** start Material provided **

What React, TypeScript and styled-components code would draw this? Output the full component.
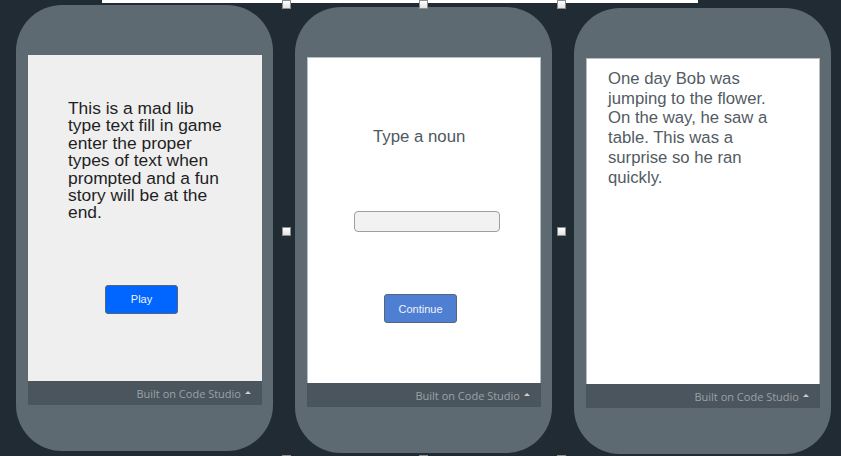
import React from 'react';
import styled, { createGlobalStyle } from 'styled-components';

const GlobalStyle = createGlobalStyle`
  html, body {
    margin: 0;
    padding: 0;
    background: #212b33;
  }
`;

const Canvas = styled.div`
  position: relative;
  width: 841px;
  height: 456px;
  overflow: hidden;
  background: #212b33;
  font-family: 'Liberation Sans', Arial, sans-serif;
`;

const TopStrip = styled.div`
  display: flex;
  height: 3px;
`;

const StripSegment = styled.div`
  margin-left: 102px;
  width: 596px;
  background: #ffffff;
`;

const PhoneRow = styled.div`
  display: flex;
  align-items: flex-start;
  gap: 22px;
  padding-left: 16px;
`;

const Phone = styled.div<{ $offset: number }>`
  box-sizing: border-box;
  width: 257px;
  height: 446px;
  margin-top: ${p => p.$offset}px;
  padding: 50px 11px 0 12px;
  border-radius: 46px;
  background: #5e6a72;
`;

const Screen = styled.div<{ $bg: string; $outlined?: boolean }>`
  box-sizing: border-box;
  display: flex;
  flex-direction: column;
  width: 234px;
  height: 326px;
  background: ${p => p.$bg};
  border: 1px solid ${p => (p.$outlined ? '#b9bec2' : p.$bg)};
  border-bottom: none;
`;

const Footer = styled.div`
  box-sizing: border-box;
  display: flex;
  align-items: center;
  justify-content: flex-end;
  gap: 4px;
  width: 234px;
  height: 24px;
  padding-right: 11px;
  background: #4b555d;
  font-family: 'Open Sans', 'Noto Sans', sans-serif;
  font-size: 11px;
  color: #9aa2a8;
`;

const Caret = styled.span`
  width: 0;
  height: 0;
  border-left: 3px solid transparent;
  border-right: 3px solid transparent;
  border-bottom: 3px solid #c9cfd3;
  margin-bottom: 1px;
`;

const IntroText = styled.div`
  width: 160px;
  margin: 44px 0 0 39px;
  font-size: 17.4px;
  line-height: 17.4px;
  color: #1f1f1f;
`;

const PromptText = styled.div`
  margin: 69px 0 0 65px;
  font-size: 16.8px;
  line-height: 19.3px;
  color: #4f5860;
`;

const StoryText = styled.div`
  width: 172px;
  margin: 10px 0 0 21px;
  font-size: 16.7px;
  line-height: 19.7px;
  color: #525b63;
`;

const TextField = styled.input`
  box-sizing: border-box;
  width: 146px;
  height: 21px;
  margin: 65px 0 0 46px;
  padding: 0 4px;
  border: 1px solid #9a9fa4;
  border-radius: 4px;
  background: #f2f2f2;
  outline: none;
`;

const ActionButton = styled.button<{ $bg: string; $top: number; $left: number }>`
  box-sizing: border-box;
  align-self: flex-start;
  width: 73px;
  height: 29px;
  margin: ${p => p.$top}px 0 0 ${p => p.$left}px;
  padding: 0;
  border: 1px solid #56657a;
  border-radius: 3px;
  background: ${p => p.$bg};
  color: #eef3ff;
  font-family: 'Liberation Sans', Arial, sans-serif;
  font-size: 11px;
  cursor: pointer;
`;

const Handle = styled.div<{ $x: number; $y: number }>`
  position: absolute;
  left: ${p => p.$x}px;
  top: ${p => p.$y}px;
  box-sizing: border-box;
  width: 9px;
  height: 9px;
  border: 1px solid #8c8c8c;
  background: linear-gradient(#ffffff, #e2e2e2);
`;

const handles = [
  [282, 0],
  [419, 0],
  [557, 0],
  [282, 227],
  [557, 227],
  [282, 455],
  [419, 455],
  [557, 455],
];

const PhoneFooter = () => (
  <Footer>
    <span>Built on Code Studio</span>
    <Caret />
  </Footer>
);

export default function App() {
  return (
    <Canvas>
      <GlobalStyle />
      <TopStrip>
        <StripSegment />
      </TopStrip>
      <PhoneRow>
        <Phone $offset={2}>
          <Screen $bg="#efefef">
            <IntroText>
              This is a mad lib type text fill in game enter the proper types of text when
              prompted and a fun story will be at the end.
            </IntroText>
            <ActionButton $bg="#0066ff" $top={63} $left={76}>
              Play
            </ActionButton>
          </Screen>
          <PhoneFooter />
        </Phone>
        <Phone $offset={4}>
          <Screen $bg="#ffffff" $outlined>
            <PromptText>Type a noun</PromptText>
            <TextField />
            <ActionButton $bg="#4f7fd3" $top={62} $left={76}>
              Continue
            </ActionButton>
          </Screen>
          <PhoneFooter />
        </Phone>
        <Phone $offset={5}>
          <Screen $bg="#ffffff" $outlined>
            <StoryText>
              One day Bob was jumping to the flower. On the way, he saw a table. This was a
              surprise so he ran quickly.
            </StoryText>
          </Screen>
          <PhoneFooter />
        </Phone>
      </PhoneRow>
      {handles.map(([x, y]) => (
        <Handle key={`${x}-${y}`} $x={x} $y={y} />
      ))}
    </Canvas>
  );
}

** end Material provided **

## [What this task involves]
Search the listing above for the string "React". Copy every line that contains it.

## [Solution below]
What React, TypeScript and styled-components code would draw this? Output the full component.
import React from 'react';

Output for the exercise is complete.